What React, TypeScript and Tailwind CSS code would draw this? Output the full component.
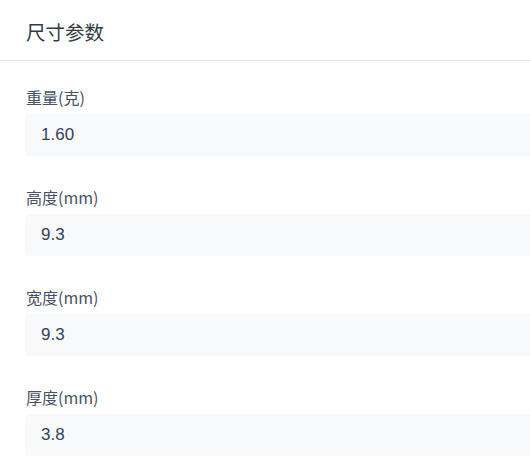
const fields = [
  { label: "重量(克)", value: "1.60" },
  { label: "高度(mm)", value: "9.3" },
  { label: "宽度(mm)", value: "9.3" },
  { label: "厚度(mm)", value: "3.8" },
];

export default function App() {
  return (
    <div className="w-[530px] h-[475px] overflow-hidden bg-white font-['Noto_Sans_CJK_SC','Noto_Sans',sans-serif]">
      {/* Section header */}
      <div className="h-[61px] flex items-center pt-1 px-[26px] border-b border-[#e6e8eb]">
        <h2 className="text-[19.5px] text-[#333a45]">尺寸参数</h2>
      </div>

      {/* Fields */}
      <div className="w-[560px] pl-[25px] pt-[25px] flex flex-col gap-[30px]">
        {fields.map((f) => (
          <div key={f.label} className="flex flex-col">
            <label className="h-[22px] leading-[22px] text-[16px] text-[#465066] pl-px">{f.label}</label>
            <div className="mt-1.5 h-[42px] flex items-center px-4 rounded bg-[#f8f9fb] text-[17px] text-[#34405a] font-['Liberation_Sans',sans-serif]">
              {f.value}
            </div>
          </div>
        ))}
      </div>
    </div>
  );
}
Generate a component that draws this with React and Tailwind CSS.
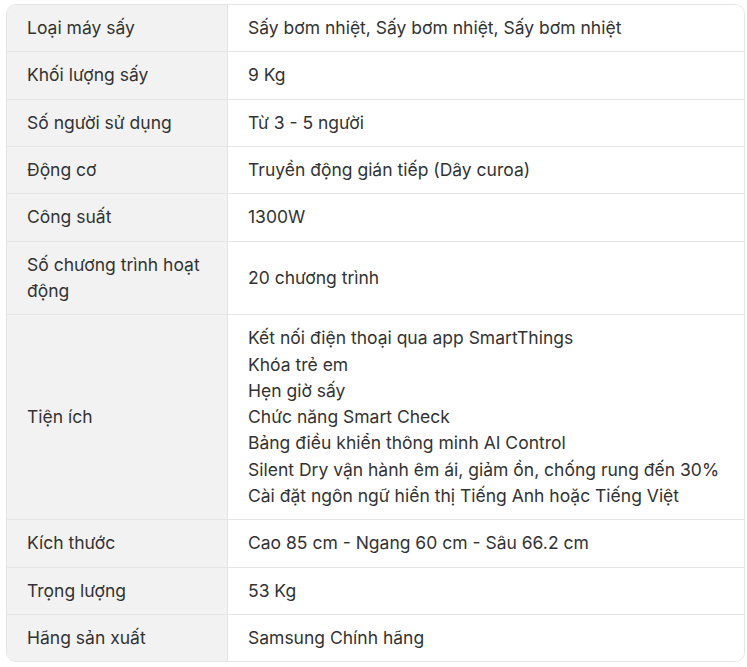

## INSTRUCTION:
Provide solely the number of lines in the data that include the word "this".

## RESULT OF THE TASK:
2